In Bellerose’s view, many Jews, particularly in the Diaspora, but even some in Israel, fail to adequately convey the legitimacy of their claims and the glory of their culture. “They are too apologetic and self-deprecating. They need to understand that they have a great story to tell, and they should tell it forcefully and proudly.” 

Bellerose said Jews should stand up for themselves and take to heart the words of the sage Hillel — “If I am not for myself, who will be for me?” 

Empowerment is his most important message, he said. “I want Jews to understand that they have the same rights as all indigenous people, and that they are not alone.”
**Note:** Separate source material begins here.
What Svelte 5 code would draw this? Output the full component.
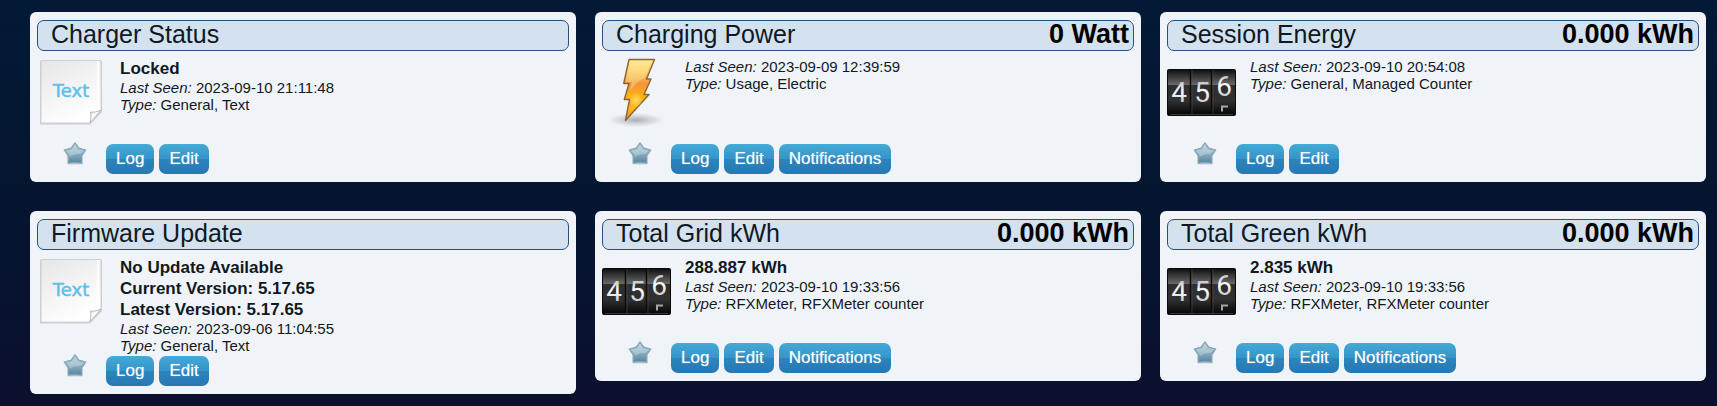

Bellerose also spoke about Jewish identity. When all else is taken from you, as it has been many times in Jewish history, he insisted, you still have your identity. But he also recognized that Jewish identity is not monolithic. Rather, it is a tent big enough to accommodate the atheist and the believer; the Orthodox, Conservative, and Reform; Ashkenazi and Sephardi; and many other subsets. At the core, he said, is the neshama, the Jewish soul. 

A prolific blogger and frequent speaker, Bellerose also worked as a telecommunications analyst. Currently, he is working on a book about the indigenous rights of the Jewish people, and how these affect indigenous rights everywhere.

Asked how much of his effort is directed at the situation of his own people as opposed to that of the Israelis, Bellerose said 100 percent of his work is about the Metis. That’s because, in his mind, there are no clear divisions between what is happening in the Middle East and what is happening in Canada. 

Bellerose also offered some advice on how to confront the Boycott, Divestment, and Sanctions movement. “You can’t ignore it,” he said. Most important, he suggested, is to show positive images of Israel, not pictures of protestors on Facebook pages.

He praised New York Gov. Andrew M. Cuomo for action he took on June 5, ordering state agencies under his control to stop working with companies and organizations aligned with the Palestinian-backed boycott movement against Israel.

In March, Canada’s Prime Minister Justin Trudeau similarly condemned BDS supporters. “Declarations like this are good,” said Bellerose, “but we have to wait and see if the governments put any teeth into enforcement.”